Attractive engraving of Gelderland with the towns of Roermond and Venlo at center. The map is filled with tiny villages, towns, lakes and rivers. Adorned by a decorative strapwork title cartouche and five distance scales.
The county of Gelderland, which became the Duchy of Gelderland at the end of the 12th century, is a former Duchy of the Holy Roman Empire. At the beginning of the 16th century, it was incorporated in the Cercle de Bourgogne and is currently in the Netherlands.

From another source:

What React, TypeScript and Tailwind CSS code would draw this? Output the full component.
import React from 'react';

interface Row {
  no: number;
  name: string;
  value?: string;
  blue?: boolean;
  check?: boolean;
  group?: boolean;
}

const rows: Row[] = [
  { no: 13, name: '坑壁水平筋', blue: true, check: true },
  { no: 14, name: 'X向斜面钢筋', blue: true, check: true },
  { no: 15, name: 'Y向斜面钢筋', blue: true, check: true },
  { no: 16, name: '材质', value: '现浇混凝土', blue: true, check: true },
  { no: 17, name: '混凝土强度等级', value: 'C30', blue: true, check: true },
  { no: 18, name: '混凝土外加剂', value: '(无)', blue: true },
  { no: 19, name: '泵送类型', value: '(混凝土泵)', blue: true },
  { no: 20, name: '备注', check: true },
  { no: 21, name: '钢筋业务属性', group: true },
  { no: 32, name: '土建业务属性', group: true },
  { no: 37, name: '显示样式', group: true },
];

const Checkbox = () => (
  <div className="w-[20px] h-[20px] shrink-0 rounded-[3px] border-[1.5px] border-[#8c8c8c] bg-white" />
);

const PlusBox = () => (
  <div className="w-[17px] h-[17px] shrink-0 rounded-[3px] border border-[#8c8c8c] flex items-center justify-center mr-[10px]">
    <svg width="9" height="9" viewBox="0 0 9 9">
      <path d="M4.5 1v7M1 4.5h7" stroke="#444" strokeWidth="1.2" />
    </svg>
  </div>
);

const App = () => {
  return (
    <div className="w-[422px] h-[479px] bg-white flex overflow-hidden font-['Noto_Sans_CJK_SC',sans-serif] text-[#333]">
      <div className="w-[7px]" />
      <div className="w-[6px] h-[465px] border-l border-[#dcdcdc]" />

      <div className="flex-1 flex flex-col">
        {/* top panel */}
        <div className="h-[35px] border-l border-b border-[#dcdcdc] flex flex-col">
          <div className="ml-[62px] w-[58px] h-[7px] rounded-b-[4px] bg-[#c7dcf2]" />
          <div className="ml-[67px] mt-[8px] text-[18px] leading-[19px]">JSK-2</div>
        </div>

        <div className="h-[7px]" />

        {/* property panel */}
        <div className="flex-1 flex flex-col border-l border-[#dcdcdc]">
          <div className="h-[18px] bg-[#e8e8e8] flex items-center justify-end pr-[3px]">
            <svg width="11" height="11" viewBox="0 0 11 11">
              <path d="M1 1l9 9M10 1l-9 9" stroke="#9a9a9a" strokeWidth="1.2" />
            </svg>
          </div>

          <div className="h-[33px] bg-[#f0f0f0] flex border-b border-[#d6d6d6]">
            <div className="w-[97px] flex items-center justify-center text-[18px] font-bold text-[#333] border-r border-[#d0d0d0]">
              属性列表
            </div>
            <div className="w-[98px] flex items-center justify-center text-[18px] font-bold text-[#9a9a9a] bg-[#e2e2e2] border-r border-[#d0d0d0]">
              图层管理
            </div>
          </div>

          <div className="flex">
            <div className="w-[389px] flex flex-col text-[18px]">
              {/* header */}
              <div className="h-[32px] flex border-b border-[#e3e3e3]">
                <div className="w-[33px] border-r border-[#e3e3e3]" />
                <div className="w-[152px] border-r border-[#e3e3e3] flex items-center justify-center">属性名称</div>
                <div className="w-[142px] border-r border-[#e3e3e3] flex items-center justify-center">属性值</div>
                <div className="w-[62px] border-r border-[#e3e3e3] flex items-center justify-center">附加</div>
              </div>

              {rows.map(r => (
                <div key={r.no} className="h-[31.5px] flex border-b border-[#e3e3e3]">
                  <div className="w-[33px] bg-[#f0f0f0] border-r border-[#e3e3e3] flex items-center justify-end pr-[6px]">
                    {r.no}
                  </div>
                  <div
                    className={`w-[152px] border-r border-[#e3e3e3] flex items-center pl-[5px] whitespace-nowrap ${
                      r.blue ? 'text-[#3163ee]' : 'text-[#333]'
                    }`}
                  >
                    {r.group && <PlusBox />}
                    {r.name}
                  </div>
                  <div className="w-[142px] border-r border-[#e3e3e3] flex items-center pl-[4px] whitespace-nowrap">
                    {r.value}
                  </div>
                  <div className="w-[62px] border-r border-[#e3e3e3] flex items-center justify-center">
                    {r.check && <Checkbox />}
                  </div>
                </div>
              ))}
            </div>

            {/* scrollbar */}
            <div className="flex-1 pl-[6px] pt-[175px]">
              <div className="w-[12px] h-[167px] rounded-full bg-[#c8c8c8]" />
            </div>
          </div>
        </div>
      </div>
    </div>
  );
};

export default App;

The main cities include Arnhem, Nijmegen, Zutphen, Venlo, Roermond, and Tiel (Thiel).
The Spanish Netherlands
At the death of Duke Charles, and despite the pretensions of his sister, wife of the Duke of Lorraine Rene II, Charles V attributed the duchy to William of Cleves, but took it back in 1543 and integrated it into the Spanish Netherlands. The Spanish Netherlands was the collective name of States of the Holy Roman Empire in the Low Countries, held in personal union by the Spanish Crown (also called Habsburg Spain) from 1556 to 1714.

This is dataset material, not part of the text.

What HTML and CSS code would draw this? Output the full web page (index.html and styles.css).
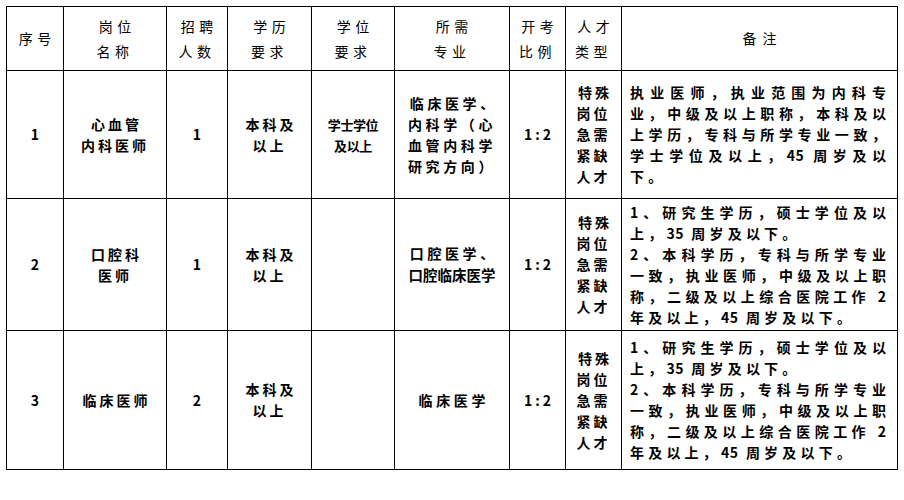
FILE: index.html
```html
<!DOCTYPE html>
<html lang="zh-CN">
<head>
<meta charset="utf-8">
<title>招聘岗位</title>
<link rel="stylesheet" href="styles.css">
</head>
<body>
<div class="page">
<table class="jobs">
  <colgroup>
    <col class="c1"><col class="c2"><col class="c3"><col class="c4"><col class="c5">
    <col class="c6"><col class="c7"><col class="c8"><col class="c9">
  </colgroup>
  <thead>
    <tr class="r-head">
      <th>序号</th>
      <th>岗位<br>名称</th>
      <th>招聘<br>人数</th>
      <th>学历<br>要求</th>
      <th>学位<br>要求</th>
      <th>所需<br>专业</th>
      <th>开考<br>比例</th>
      <th>人才<br>类型</th>
      <th class="wide">备注</th>
    </tr>
  </thead>
  <tbody>
    <tr class="r1">
      <td class="num">1</td>
      <td>心血管<br>内科医师</td>
      <td class="num">1</td>
      <td>本科及<br>以上</td>
      <td class="small">学士学位<br>及以上</td>
      <td class="major">临床医学、<br>内科学（心<br>血管内科学<br>研究方向）</td>
      <td class="num ratio">1:2</td>
      <td class="type">特殊<br>岗位<br>急需<br>紧缺<br>人才</td>
      <td class="note">
        <span class="ln">执业医师，执业范围为内科专</span>
        <span class="ln">业，中级及以上职称，本科及以</span>
        <span class="ln">上学历，专科与所学专业一致，</span>
        <span class="ln">学士学位及以上，<span class="dg">45</span> 周岁及以</span>
        <span class="ln last">下。</span>
      </td>
    </tr>
    <tr class="r2">
      <td class="num">2</td>
      <td>口腔科<br>医师</td>
      <td class="num">1</td>
      <td>本科及<br>以上</td>
      <td></td>
      <td class="major">口腔医学、<br><span class="tight">口腔临床医学</span></td>
      <td class="num ratio">1:2</td>
      <td class="type">特殊<br>岗位<br>急需<br>紧缺<br>人才</td>
      <td class="note">
        <span class="ln">1、研究生学历，硕士学位及以</span>
        <span class="ln last">上，<span class="dg">35</span> 周岁及以下。</span>
        <span class="ln">2、本科学历，专科与所学专业</span>
        <span class="ln">一致，执业医师，中级及以上职</span>
        <span class="ln">称，二级及以上综合医院工作 2</span>
        <span class="ln last">年及以上，<span class="dg">45</span> 周岁及以下。</span>
      </td>
    </tr>
    <tr class="r3">
      <td class="num">3</td>
      <td>临床医师</td>
      <td class="num">2</td>
      <td>本科及<br>以上</td>
      <td></td>
      <td class="major">临床医学</td>
      <td class="num ratio">1:2</td>
      <td class="type">特殊<br>岗位<br>急需<br>紧缺<br>人才</td>
      <td class="note">
        <span class="ln">1、研究生学历，硕士学位及以</span>
        <span class="ln last">上，<span class="dg">35</span> 周岁及以下。</span>
        <span class="ln">2、本科学历，专科与所学专业</span>
        <span class="ln">一致，执业医师，中级及以上职</span>
        <span class="ln">称，二级及以上综合医院工作 2</span>
        <span class="ln last">年及以上，<span class="dg">45</span> 周岁及以下。</span>
      </td>
    </tr>
  </tbody>
</table>
</div>
</body>
</html>
```
FILE: styles.css
```css
html, body {
  margin: 0;
  padding: 0;
  background: #fff;
}
.page {
  padding: 6px 0 0 6px;
  font-family: "Noto Sans CJK SC", "Noto Sans", sans-serif;
  color: #000;
}
.jobs {
  border-collapse: collapse;
  table-layout: fixed;
  width: 892px;
}
.c1 { width: 57px; }
.c2 { width: 103px; }
.c3 { width: 61px; }
.c4 { width: 84px; }
.c5 { width: 83px; }
.c6 { width: 115px; }
.c7 { width: 56px; }
.c8 { width: 56px; }
.c9 { width: 276px; }

.jobs th, .jobs td {
  border: 1px solid #000;
  padding: 0;
  text-align: center;
  vertical-align: middle;
}
.jobs th {
  font-size: 14px;
  font-weight: 400;
  line-height: 25px;
  letter-spacing: 4.5px;
  text-indent: 4.5px;
}
.jobs th.wide {
  letter-spacing: 6px;
  text-indent: 6px;
}
.r-head { height: 64px; }
.r1 { height: 128px; }
.r2 { height: 132px; }
.r3 { height: 139px; }

.jobs td {
  font-size: 14px;
  font-weight: 700;
  line-height: 21px;
  letter-spacing: 3px;
  text-indent: 3px;
}
.jobs td.num {
  letter-spacing: 0;
  text-indent: 0;
}
.jobs td.ratio {
  letter-spacing: 3px;
  text-indent: 3px;
}
.jobs td.small {
  font-size: 13px;
  font-weight: 600;
  letter-spacing: -0.4px;
  text-indent: 0;
  line-height: 21px;
}
.jobs td.major {
  letter-spacing: 3.6px;
  text-indent: 3.6px;
}
.tight {
  letter-spacing: 0;
  font-size: 14.5px;
}
.jobs td.type {
  letter-spacing: 3px;
  text-indent: 3px;
}
.jobs td.note {
  text-align: left;
  text-indent: 0;
  letter-spacing: 0;
  padding: 0 11px 0 8px;
}
.ln {
  display: block;
  text-align: justify;
  text-align-last: justify;
}
.ln.last {
  text-align: left;
  text-align-last: left;
  letter-spacing: 4.2px;
}
.ln .dg {
  letter-spacing: 0.5px;
}
```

Alexis-Hubert Jaillot (ca. 1632-1712) was one of the most important French cartographers of the seventeenth century. Jaillot traveled to Paris with his brother, Simon, in 1657, hoping to take advantage of Louis XIV's call to the artists and scientists of France to settle and work in Paris. Originally a sculptor, he married the daughter of Nicholas Berey, Jeanne Berey, in 1664, and went into partnership with Nicholas Sanson's sons. Beginning in 1669, he re-engraved and often enlarged many of Sanson's maps, filling in the gap left by the destruction of the Blaeu's printing establishment in 1672.